Does the Minister believe it is appropriate to use PwC, to which he has essentially batted off the incredible escalation under Fine Gael management on the national paediatric hospital project from €400 million to €1.4 billion? Now he is batting off the answers to all of these questions, as well as essential responsibility to PwC, when it has been the auditor of BAM, the contractor at the centre of this issue, for nine years. PwC has received €30 million in fees from BAM. It also works for the HSE. Can we honestly put faith in it to do this task and not fear a serious conflict of interest? This is particularly relevant, given that ordinary people believe they have been had. A company comes in with a bid which turns out to be a gross underestimation of the actual cost of the hospital. The ones who are going to look into how it happened are the same people who audited the company, BAM International, or whatever it is called, for nine years. Moreover, it seems no one was made aware at the time - Ministers included - that there was a gap of €130 million between the BAM bid and the next bid. Were the Ministers made so aware? No one said the gap was a little odd. If it was €10 million or €15 million, it might be credible, but there was a gap of €130 million between the lowest bidder and the next bidder and no one thought it a little odd. That is extraordinary, especially when BAM had a record of cases in which the company had significantly overrun, both in this country and internationally. As that has been well flagged in the press, I do not have time to go into it, but no one raised the need to look into it.

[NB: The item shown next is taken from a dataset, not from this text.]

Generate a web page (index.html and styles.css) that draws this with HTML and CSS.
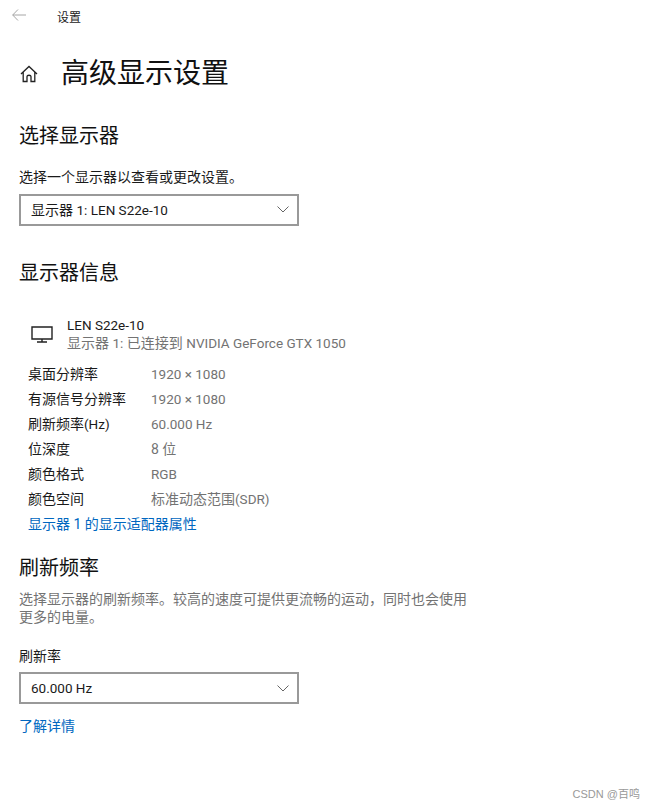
FILE: index.html
```html
<!DOCTYPE html>
<html lang="zh-CN">
<head>
    <meta charset="UTF-8">
    <title>设置</title>
    <link rel="stylesheet" href="styles.css">
</head>
<body>

<div class="title-bar">
    <svg class="back-icon" width="14" height="12" viewBox="0 0 14 12"><path d="M6 .5L.7 6 6 11.5M.7 6H14" fill="none" stroke="#a6a6a6" stroke-width="1"/></svg>
    <span class="title-text">设置</span>
</div>

<div class="page">
    <div class="page-head">
        <svg class="home-icon" width="18" height="18" viewBox="0 0 18 18"><path d="M1 9L9 1.5 17 9M3.2 7.2V16.5H7V11.5C7 9.8 11 9.8 11 11.5V16.5H14.8V7.2" fill="none" stroke="#222" stroke-width="1.3"/></svg>
        <h1>高级显示设置</h1>
    </div>

    <h2 class="first-head">选择显示器</h2>
    <div class="field-label">选择一个显示器以查看或更改设置。</div>
    <div class="dropdown">
        <span>显示器 <span class="latin">1: LEN S22e-10</span></span>
        <svg class="chevron" width="12" height="7" viewBox="0 0 12 7"><path d="M.5.5L6 6 11.5.5" fill="none" stroke="#666" stroke-width="1"/></svg>
    </div>

    <h2 class="info-head">显示器信息</h2>
    <div class="monitor">
        <svg class="monitor-icon" width="22" height="17" viewBox="0 0 22 17"><path d="M1 1H21V13H1ZM11 13V16M6 16H16" fill="none" stroke="#222" stroke-width="1.4"/></svg>
        <div>
            <div class="monitor-name latin">LEN S22e-10</div>
            <div class="muted">显示器 <span class="latin">1:</span> 已连接到 <span class="latin">NVIDIA GeForce GTX 1050</span></div>
        </div>
    </div>

    <div class="info-list">
        <div class="info-row"><span>桌面分辨率</span><span class="muted latin">1920 × 1080</span></div>
        <div class="info-row"><span>有源信号分辨率</span><span class="muted latin">1920 × 1080</span></div>
        <div class="info-row"><span>刷新频率<span class="latin">(Hz)</span></span><span class="muted latin">60.000 Hz</span></div>
        <div class="info-row"><span>位深度</span><span class="muted">8 位</span></div>
        <div class="info-row"><span>颜色格式</span><span class="muted latin">RGB</span></div>
        <div class="info-row"><span>颜色空间</span><span class="muted">标准动态范围<span class="latin">(SDR)</span></span></div>
        <div class="info-row"><a href="#">显示器 1 的显示适配器属性</a></div>
    </div>

    <h2 class="rate-head">刷新频率</h2>
    <p class="desc">选择显示器的刷新频率。较高的速度可提供更流畅的运动，同时也会使用更多的电量。</p>
    <div class="field-label rate-label">刷新率</div>
    <div class="dropdown rate-dropdown">
        <span class="latin">60.000 Hz</span>
        <svg class="chevron" width="12" height="7" viewBox="0 0 12 7"><path d="M.5.5L6 6 11.5.5" fill="none" stroke="#666" stroke-width="1"/></svg>
    </div>
    <a class="more-link" href="#">了解详情</a>
</div>

<div class="watermark">CSDN @百鸣</div>

</body>
</html>
```

FILE: styles.css
```css
html, body {
    height: 100%;
}
body {
    font-family: Roboto, "Noto Sans CJK SC", sans-serif;
    font-size: 14px;
    background-color: #fff;
    color: #1a1a1a;
    margin: 0;
    display: flex;
    flex-direction: column;
    overflow: hidden;
}
.latin {
    font-size: 13.5px;
}
.title-bar {
    display: flex;
    align-items: center;
    height: 32px;
    padding-left: 12px;
}
.back-icon {
    margin-top: -2px;
}
.title-text {
    font-size: 12px;
    margin-left: 31px;
    color: #222;
}
.page {
    flex: 1;
    padding-left: 19px;
}
.page-head {
    display: flex;
    align-items: center;
    height: 40px;
    margin-top: 22px;
}
.home-icon {
    margin-left: 1px;
}
h1 {
    font-size: 28px;
    font-weight: 400;
    line-height: 40px;
    margin: 0 0 0 23px;
    color: #111;
}
h2 {
    font-size: 20px;
    font-weight: 400;
    line-height: 28px;
    margin: 0;
    color: #111;
}
.first-head {
    margin-top: 28px;
}
.field-label {
    line-height: 20px;
    margin-top: 17px;
}
.dropdown {
    display: flex;
    align-items: center;
    justify-content: space-between;
    box-sizing: border-box;
    width: 280px;
    height: 32px;
    margin-top: 7px;
    padding: 0 8px 2px 10px;
    border: 2px solid #999;
}
.rate-dropdown {
    margin-top: 6px;
    padding-bottom: 0;
}
.info-head {
    margin-top: 33px;
}
.monitor {
    display: flex;
    align-items: center;
    margin-top: 29px;
    padding-left: 12px;
}
.monitor-icon {
    margin-right: 14px;
    margin-top: 1px;
}
.monitor-name {
    line-height: 18px;
}
.muted {
    color: #737373;
    line-height: 18px;
}
.info-list {
    margin-top: 10px;
    padding-left: 9px;
}
.info-row {
    display: grid;
    grid-template-columns: 123px auto;
    height: 25px;
    line-height: 25px;
}
.info-row .muted {
    line-height: 25px;
}
.info-row a {
    grid-column: 1 / 3;
}
a {
    color: #0067c0;
    text-decoration: none;
}
.rate-head {
    margin-top: 17px;
}
.desc {
    width: 455px;
    line-height: 18px;
    margin: 8px 0 0;
    color: #737373;
}
.rate-label {
    margin-top: 20px;
}
.more-link {
    display: block;
    line-height: 20px;
    margin-top: 12px;
}
.watermark {
    align-self: flex-end;
    font-family: "Liberation Sans", "Noto Sans CJK SC", sans-serif;
    font-size: 11px;
    line-height: 16px;
    color: #999;
    margin: 0 15px 7px 0;
}
```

Did anyone do the basic things? For example, in talking about windows, did anyone ask what cost BAM had included for them? What costs did it include for wires, bricks and all of the different components? How did these costs compare to those included in the next bid and the one above it? Was there a significant gap between them? If so, did no one ask whether it was a little odd? I realise the Minister is not supposed to be over every single detail, but the then Minister responsible – it was probably the Taoiseach, Deputy Leo Varadkar, at the time – should have been aware at least of the difference and the dichotomy between the bids. He should have called for them to be checked and sought a forensic analysis.